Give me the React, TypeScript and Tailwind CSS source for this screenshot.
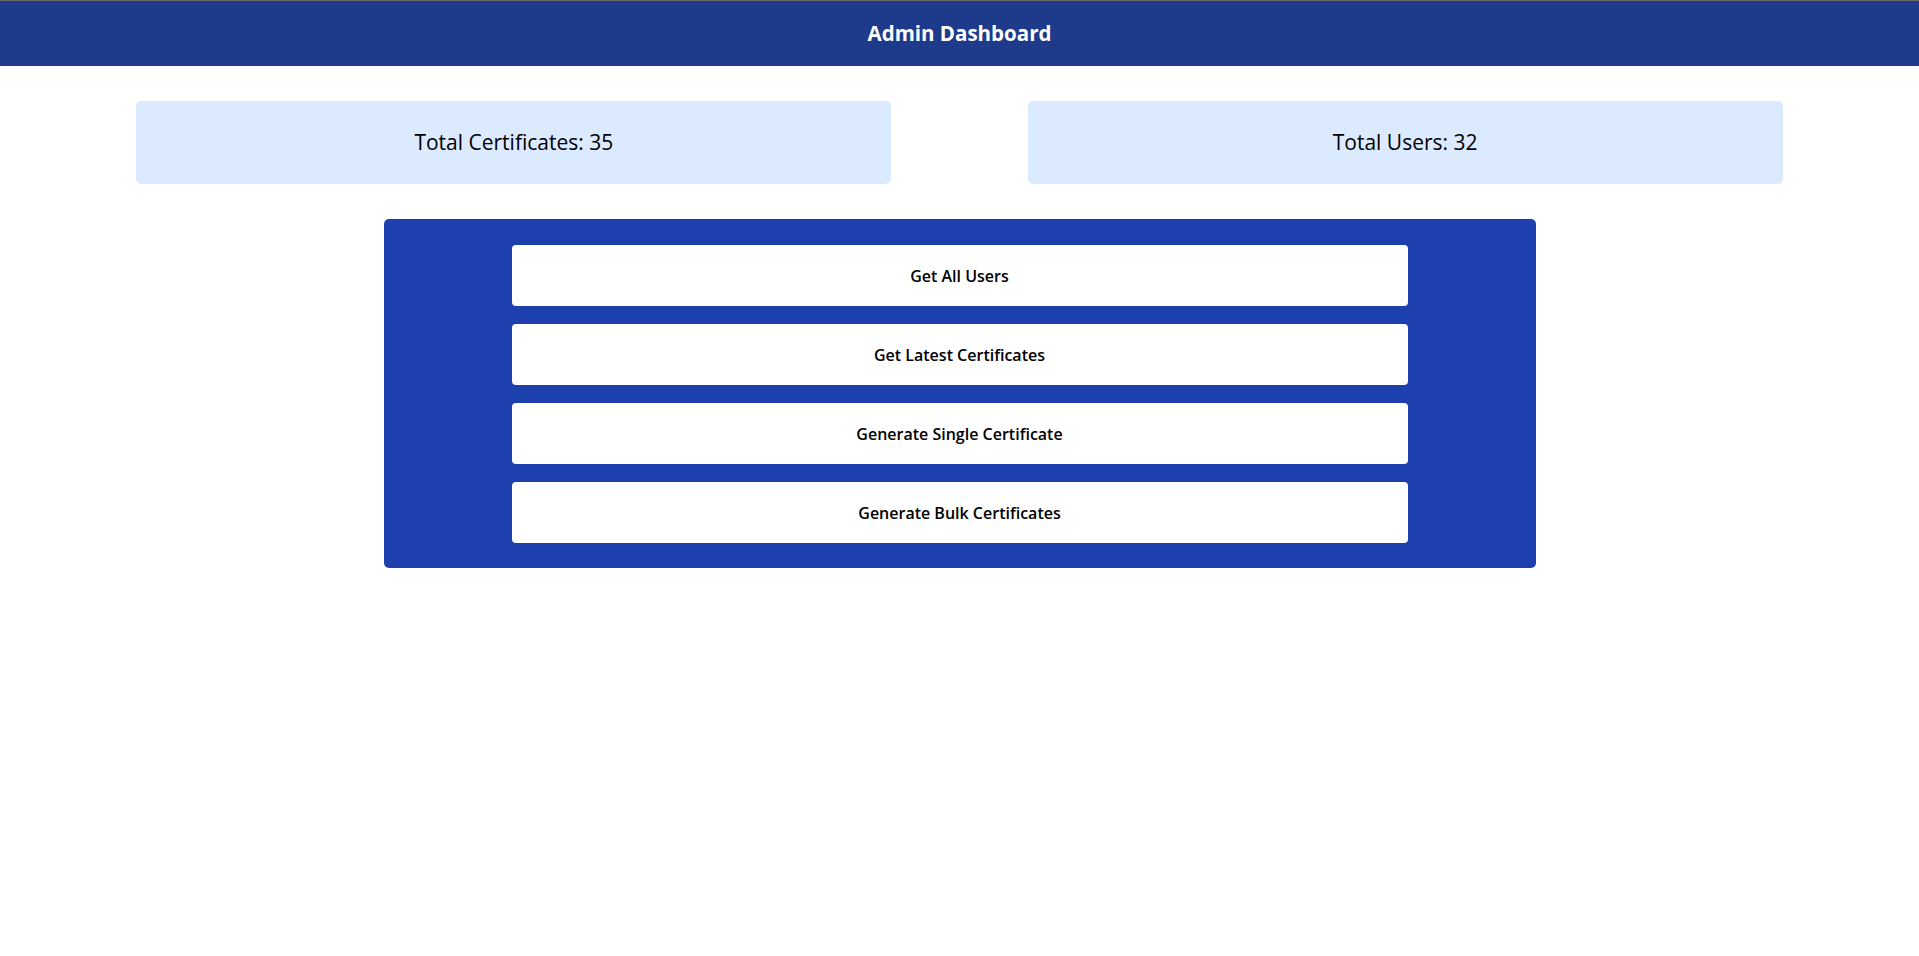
export default function App() {
  const font = { fontFamily: '"Open Sans", "Noto Sans", sans-serif' };
  const buttons = [
    "Get All Users",
    "Get Latest Certificates",
    "Generate Single Certificate",
    "Generate Bulk Certificates",
  ];
  return (
    <div className="min-h-screen bg-white font-['Open_Sans',_'Noto_Sans',_sans-serif]" style={font}>
      <header className="h-[66px] border-t border-[#6b6b6b] bg-[#1e3a8a] flex items-center justify-center">
        <h1 className="text-white text-[20.5px] font-bold">Admin Dashboard</h1>
      </header>
      <div className="flex justify-evenly mt-[35px]">
        <div className="w-[755px] h-[83px] bg-[#dbeafe] rounded-[5px] flex items-center justify-center">
          <span className="text-[21px] text-black">Total Certificates: 35</span>
        </div>
        <div className="w-[755px] h-[83px] bg-[#dbeafe] rounded-[5px] flex items-center justify-center">
          <span className="text-[21px] text-black">Total Users: 32</span>
        </div>
      </div>
      <div className="mt-[35px] mx-auto w-[1152px] bg-[#1e40af] rounded-[5px] px-[128px] pt-[26px] pb-[25px] flex flex-col gap-[18px]">
        {buttons.map((b) => (
          <button
            key={b}
            className="h-[61px] w-full bg-white rounded-[4px] flex items-center justify-center text-[16px] font-semibold text-black"
          >
            {b}
          </button>
        ))}
      </div>
    </div>
  );
}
■ ■ ■ ■
[Stated problem]:
From the material above, reproduce everything verbatim except the pictures.

[Response to the task]:
Give me the React, TypeScript and Tailwind CSS source for this screenshot.
export default function App() {
  const font = { fontFamily: '"Open Sans", "Noto Sans", sans-serif' };
  const buttons = [
    "Get All Users",
    "Get Latest Certificates",
    "Generate Single Certificate",
    "Generate Bulk Certificates",
  ];
  return (
    <div className="min-h-screen bg-white font-['Open_Sans',_'Noto_Sans',_sans-serif]" style={font}>
      <header className="h-[66px] border-t border-[#6b6b6b] bg-[#1e3a8a] flex items-center justify-center">
        <h1 className="text-white text-[20.5px] font-bold">Admin Dashboard</h1>
      </header>
      <div className="flex justify-evenly mt-[35px]">
        <div className="w-[755px] h-[83px] bg-[#dbeafe] rounded-[5px] flex items-center justify-center">
          <span className="text-[21px] text-black">Total Certificates: 35</span>
        </div>
        <div className="w-[755px] h-[83px] bg-[#dbeafe] rounded-[5px] flex items-center justify-center">
          <span className="text-[21px] text-black">Total Users: 32</span>
        </div>
      </div>
      <div className="mt-[35px] mx-auto w-[1152px] bg-[#1e40af] rounded-[5px] px-[128px] pt-[26px] pb-[25px] flex flex-col gap-[18px]">
        {buttons.map((b) => (
          <button
            key={b}
            className="h-[61px] w-full bg-white rounded-[4px] flex items-center justify-center text-[16px] font-semibold text-black"
          >
            {b}
          </button>
        ))}
      </div>
    </div>
  );
}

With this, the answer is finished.